■ **Exercise instructions**
Collect every line below that contains the word "screenshot".

■ **Material**
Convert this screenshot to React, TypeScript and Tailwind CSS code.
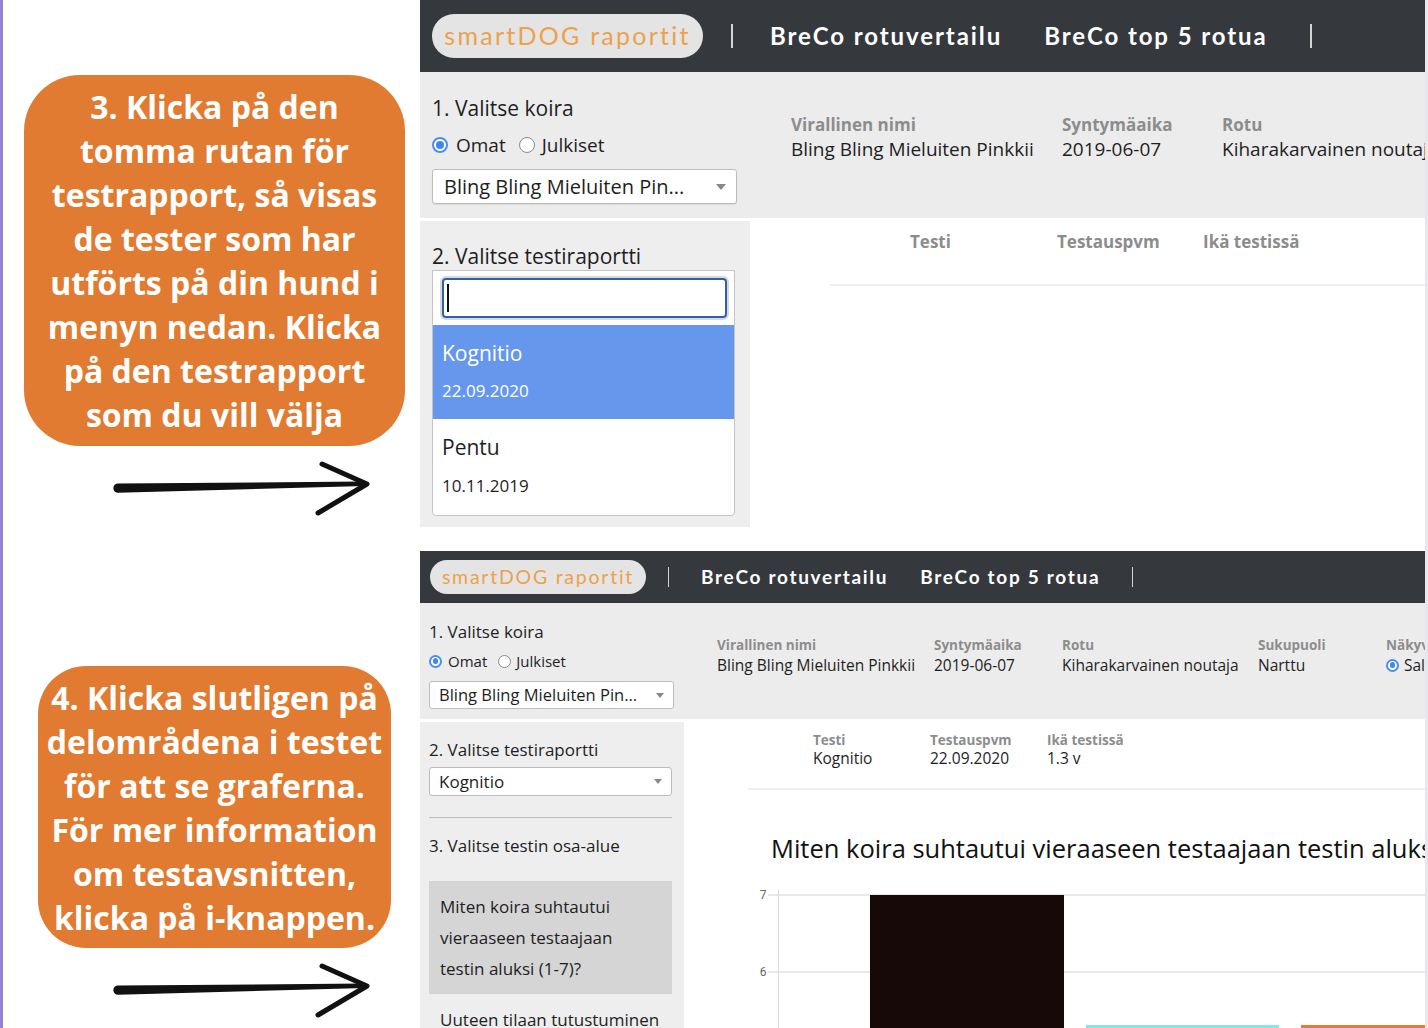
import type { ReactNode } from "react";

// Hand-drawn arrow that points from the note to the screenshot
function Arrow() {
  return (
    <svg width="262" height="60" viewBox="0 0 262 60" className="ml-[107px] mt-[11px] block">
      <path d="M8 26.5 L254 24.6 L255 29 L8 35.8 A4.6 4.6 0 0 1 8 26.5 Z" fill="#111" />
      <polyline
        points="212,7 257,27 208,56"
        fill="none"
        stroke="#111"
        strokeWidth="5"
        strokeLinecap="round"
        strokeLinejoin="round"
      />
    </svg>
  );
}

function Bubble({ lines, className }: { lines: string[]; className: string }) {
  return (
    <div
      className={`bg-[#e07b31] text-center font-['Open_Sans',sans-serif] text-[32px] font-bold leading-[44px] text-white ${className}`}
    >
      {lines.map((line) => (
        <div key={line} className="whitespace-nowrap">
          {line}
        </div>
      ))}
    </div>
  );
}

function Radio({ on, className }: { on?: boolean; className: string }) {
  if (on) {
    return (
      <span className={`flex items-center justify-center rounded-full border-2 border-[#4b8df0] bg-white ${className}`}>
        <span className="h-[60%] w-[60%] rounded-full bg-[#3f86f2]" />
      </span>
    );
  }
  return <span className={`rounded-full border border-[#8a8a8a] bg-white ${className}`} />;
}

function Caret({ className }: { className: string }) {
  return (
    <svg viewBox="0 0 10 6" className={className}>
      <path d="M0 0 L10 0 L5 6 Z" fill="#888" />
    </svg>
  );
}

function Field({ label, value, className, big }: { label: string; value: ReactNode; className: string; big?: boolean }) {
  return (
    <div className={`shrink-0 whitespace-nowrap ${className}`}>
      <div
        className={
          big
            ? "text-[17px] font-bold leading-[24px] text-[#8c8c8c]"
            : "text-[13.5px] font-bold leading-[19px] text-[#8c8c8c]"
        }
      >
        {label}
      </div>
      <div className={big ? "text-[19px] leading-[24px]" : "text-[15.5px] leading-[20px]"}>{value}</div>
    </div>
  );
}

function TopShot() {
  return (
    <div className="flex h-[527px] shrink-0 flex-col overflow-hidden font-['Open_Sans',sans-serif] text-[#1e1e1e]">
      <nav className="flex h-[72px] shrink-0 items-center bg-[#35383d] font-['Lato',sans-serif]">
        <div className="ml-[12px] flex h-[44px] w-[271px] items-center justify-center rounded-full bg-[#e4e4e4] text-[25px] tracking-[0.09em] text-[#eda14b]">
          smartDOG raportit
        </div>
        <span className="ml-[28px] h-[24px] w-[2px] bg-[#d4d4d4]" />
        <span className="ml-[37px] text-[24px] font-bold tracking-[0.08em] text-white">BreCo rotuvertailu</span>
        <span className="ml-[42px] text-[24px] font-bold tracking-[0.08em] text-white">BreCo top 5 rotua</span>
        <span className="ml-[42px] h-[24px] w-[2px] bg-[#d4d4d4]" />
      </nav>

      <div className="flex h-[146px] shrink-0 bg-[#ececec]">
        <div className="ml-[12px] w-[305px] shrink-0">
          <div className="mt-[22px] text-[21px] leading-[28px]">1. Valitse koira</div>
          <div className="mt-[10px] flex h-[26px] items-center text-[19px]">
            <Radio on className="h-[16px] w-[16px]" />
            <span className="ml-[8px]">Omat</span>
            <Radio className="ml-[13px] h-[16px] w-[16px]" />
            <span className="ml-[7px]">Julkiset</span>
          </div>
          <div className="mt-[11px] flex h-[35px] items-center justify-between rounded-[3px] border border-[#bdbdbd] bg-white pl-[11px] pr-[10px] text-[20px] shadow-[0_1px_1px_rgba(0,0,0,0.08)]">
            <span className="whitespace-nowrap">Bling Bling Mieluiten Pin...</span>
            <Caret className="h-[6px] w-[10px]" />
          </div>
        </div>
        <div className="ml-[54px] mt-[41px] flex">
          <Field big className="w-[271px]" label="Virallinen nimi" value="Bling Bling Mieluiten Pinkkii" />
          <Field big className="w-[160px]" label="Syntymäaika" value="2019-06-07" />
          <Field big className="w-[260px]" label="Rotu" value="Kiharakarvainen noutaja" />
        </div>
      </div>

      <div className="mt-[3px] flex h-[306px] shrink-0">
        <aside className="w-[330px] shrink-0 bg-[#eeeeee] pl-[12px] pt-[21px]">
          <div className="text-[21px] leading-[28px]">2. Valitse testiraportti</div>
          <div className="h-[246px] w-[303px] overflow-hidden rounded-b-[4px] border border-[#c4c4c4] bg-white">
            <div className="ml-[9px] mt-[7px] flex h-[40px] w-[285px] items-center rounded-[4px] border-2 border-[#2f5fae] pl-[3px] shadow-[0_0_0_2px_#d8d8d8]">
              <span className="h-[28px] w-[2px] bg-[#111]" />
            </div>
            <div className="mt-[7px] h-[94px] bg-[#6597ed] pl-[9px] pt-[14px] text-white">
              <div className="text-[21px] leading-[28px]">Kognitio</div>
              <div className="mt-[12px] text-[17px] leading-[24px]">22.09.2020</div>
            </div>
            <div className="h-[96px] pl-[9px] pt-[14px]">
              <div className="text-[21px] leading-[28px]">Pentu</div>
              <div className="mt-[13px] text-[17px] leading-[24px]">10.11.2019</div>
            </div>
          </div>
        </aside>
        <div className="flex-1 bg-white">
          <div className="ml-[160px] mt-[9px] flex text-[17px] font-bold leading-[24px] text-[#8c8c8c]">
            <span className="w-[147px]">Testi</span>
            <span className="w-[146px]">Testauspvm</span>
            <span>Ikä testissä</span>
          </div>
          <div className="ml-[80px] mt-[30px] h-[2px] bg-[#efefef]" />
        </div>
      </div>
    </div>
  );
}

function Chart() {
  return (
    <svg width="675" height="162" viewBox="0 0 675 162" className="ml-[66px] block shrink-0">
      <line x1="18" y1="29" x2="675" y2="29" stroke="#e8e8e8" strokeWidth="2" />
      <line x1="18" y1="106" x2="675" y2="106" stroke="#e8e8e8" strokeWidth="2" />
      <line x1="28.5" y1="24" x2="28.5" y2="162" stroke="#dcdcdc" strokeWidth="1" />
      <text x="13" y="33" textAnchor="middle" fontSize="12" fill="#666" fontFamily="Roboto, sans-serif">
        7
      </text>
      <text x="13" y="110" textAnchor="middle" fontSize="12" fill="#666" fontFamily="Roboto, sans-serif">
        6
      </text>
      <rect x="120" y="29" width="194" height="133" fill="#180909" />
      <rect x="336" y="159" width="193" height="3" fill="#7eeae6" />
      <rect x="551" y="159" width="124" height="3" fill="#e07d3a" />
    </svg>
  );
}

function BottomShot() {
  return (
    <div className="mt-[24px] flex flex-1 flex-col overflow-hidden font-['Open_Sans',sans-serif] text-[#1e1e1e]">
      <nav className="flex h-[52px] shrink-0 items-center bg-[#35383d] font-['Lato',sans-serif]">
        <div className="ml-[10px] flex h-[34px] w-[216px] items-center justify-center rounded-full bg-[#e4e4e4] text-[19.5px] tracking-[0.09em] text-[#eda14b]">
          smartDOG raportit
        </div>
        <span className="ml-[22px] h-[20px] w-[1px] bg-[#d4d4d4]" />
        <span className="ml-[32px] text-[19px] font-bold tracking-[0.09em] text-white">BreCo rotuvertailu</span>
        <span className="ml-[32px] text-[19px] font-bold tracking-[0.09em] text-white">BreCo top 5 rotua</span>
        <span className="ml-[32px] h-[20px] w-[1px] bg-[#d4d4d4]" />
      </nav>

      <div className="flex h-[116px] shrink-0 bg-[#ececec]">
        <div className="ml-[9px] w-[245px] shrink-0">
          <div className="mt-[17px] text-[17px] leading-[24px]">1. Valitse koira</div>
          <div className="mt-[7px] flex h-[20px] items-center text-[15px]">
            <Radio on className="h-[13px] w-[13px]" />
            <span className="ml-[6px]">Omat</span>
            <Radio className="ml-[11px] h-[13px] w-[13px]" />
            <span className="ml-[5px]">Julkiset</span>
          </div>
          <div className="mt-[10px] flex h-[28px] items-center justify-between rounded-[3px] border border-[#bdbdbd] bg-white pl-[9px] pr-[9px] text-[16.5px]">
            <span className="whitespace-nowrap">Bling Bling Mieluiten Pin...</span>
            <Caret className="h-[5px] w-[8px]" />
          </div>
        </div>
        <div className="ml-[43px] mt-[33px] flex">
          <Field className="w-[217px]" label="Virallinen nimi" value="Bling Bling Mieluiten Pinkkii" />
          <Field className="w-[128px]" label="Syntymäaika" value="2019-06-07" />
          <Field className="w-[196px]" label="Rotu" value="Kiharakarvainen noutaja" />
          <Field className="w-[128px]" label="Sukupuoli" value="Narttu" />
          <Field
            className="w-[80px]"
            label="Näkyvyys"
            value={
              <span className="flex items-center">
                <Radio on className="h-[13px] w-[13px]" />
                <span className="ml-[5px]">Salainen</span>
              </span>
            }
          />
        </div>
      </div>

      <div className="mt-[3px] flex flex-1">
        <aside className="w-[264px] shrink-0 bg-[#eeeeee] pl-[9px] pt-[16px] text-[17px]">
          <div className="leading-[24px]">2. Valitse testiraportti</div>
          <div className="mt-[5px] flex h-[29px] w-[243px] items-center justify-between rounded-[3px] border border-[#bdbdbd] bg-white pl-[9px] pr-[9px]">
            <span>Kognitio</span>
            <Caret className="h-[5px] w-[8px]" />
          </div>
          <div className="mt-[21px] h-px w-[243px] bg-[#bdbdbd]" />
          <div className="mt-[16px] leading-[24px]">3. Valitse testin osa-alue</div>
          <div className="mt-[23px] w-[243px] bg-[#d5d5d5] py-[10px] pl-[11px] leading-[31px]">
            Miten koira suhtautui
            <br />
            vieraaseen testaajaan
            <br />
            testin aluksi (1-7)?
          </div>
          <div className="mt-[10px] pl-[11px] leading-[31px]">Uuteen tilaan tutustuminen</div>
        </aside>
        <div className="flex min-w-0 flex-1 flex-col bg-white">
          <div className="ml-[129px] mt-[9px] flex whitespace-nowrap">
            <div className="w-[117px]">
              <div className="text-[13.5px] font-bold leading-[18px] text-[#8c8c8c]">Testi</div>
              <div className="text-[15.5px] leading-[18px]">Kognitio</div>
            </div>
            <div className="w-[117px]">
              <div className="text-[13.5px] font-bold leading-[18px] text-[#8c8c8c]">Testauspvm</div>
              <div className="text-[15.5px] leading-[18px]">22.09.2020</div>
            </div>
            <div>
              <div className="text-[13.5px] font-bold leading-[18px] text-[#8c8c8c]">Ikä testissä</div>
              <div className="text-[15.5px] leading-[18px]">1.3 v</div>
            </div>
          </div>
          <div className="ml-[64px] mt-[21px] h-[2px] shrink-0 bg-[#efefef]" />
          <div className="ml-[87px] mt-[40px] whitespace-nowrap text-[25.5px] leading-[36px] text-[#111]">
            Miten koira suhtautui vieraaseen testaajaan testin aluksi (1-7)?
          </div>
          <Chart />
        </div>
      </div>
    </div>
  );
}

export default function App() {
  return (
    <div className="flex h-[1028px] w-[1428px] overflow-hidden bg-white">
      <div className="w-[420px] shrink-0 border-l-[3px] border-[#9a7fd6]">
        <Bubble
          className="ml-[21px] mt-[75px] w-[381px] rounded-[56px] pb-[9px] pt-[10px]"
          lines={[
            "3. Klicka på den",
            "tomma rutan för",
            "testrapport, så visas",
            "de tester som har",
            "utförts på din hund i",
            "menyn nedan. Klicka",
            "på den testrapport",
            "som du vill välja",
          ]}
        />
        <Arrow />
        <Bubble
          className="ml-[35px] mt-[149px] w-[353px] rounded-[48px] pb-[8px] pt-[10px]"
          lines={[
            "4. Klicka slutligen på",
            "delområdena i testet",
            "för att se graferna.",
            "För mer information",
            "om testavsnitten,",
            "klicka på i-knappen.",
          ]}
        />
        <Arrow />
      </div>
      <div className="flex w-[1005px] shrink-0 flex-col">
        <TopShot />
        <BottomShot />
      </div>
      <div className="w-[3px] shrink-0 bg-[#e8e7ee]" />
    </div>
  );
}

■ **Task output**
Convert this screenshot to React, TypeScript and Tailwind CSS code.
// Hand-drawn arrow that points from the note to the screenshot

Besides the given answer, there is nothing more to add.